--- begin DATA BLOCK ---

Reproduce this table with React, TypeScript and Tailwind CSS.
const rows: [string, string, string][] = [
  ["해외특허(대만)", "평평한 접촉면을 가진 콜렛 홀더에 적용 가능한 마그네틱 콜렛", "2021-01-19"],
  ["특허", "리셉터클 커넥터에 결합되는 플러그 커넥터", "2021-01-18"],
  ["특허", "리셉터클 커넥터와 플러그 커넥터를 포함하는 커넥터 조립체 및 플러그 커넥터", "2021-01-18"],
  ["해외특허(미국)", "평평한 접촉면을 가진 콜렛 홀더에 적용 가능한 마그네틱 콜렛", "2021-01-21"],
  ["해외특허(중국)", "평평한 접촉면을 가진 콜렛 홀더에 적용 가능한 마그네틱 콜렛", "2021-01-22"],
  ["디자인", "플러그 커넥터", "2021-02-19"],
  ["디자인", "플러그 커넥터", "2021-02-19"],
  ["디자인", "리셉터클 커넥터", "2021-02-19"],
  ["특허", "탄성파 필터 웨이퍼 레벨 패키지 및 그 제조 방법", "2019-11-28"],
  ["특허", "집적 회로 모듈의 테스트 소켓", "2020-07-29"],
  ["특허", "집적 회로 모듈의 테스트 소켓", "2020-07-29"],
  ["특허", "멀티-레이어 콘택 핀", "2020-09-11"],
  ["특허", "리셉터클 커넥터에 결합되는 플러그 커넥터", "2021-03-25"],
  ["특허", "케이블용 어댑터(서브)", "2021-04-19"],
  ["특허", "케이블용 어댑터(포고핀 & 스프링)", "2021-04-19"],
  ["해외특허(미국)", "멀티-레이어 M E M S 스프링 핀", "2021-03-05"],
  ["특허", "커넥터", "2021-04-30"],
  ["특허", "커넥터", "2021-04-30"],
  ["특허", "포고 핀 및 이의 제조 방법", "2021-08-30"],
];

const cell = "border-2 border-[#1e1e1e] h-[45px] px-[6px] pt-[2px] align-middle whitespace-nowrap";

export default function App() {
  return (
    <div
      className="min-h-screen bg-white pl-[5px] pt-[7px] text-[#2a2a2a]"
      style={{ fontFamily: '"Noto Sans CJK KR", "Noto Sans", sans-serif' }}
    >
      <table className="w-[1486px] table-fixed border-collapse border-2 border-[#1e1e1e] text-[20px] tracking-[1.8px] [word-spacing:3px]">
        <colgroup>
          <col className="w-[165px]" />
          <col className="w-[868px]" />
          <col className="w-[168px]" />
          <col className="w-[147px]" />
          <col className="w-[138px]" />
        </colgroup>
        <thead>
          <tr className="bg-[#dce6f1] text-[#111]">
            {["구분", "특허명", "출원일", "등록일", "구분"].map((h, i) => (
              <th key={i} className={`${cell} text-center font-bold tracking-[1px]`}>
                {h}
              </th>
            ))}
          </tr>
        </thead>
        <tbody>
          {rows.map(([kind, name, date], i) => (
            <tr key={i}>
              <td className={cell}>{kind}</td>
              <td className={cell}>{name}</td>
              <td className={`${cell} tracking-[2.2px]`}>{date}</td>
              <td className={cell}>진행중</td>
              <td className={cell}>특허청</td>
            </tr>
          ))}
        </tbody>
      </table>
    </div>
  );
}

--- end DATA BLOCK ---

Quote exactly the stretch of lines above that starts at the first one and ends at the line with "border-[#1e1e1e] h-[45px] px-[6px]", and nothing beyond it.

Reproduce this table with React, TypeScript and Tailwind CSS.
const rows: [string, string, string][] = [
  ["해외특허(대만)", "평평한 접촉면을 가진 콜렛 홀더에 적용 가능한 마그네틱 콜렛", "2021-01-19"],
  ["특허", "리셉터클 커넥터에 결합되는 플러그 커넥터", "2021-01-18"],
  ["특허", "리셉터클 커넥터와 플러그 커넥터를 포함하는 커넥터 조립체 및 플러그 커넥터", "2021-01-18"],
  ["해외특허(미국)", "평평한 접촉면을 가진 콜렛 홀더에 적용 가능한 마그네틱 콜렛", "2021-01-21"],
  ["해외특허(중국)", "평평한 접촉면을 가진 콜렛 홀더에 적용 가능한 마그네틱 콜렛", "2021-01-22"],
  ["디자인", "플러그 커넥터", "2021-02-19"],
  ["디자인", "플러그 커넥터", "2021-02-19"],
  ["디자인", "리셉터클 커넥터", "2021-02-19"],
  ["특허", "탄성파 필터 웨이퍼 레벨 패키지 및 그 제조 방법", "2019-11-28"],
  ["특허", "집적 회로 모듈의 테스트 소켓", "2020-07-29"],
  ["특허", "집적 회로 모듈의 테스트 소켓", "2020-07-29"],
  ["특허", "멀티-레이어 콘택 핀", "2020-09-11"],
  ["특허", "리셉터클 커넥터에 결합되는 플러그 커넥터", "2021-03-25"],
  ["특허", "케이블용 어댑터(서브)", "2021-04-19"],
  ["특허", "케이블용 어댑터(포고핀 & 스프링)", "2021-04-19"],
  ["해외특허(미국)", "멀티-레이어 M E M S 스프링 핀", "2021-03-05"],
  ["특허", "커넥터", "2021-04-30"],
  ["특허", "커넥터", "2021-04-30"],
  ["특허", "포고 핀 및 이의 제조 방법", "2021-08-30"],
];

const cell = "border-2 border-[#1e1e1e] h-[45px] px-[6px] pt-[2px] align-middle whitespace-nowrap";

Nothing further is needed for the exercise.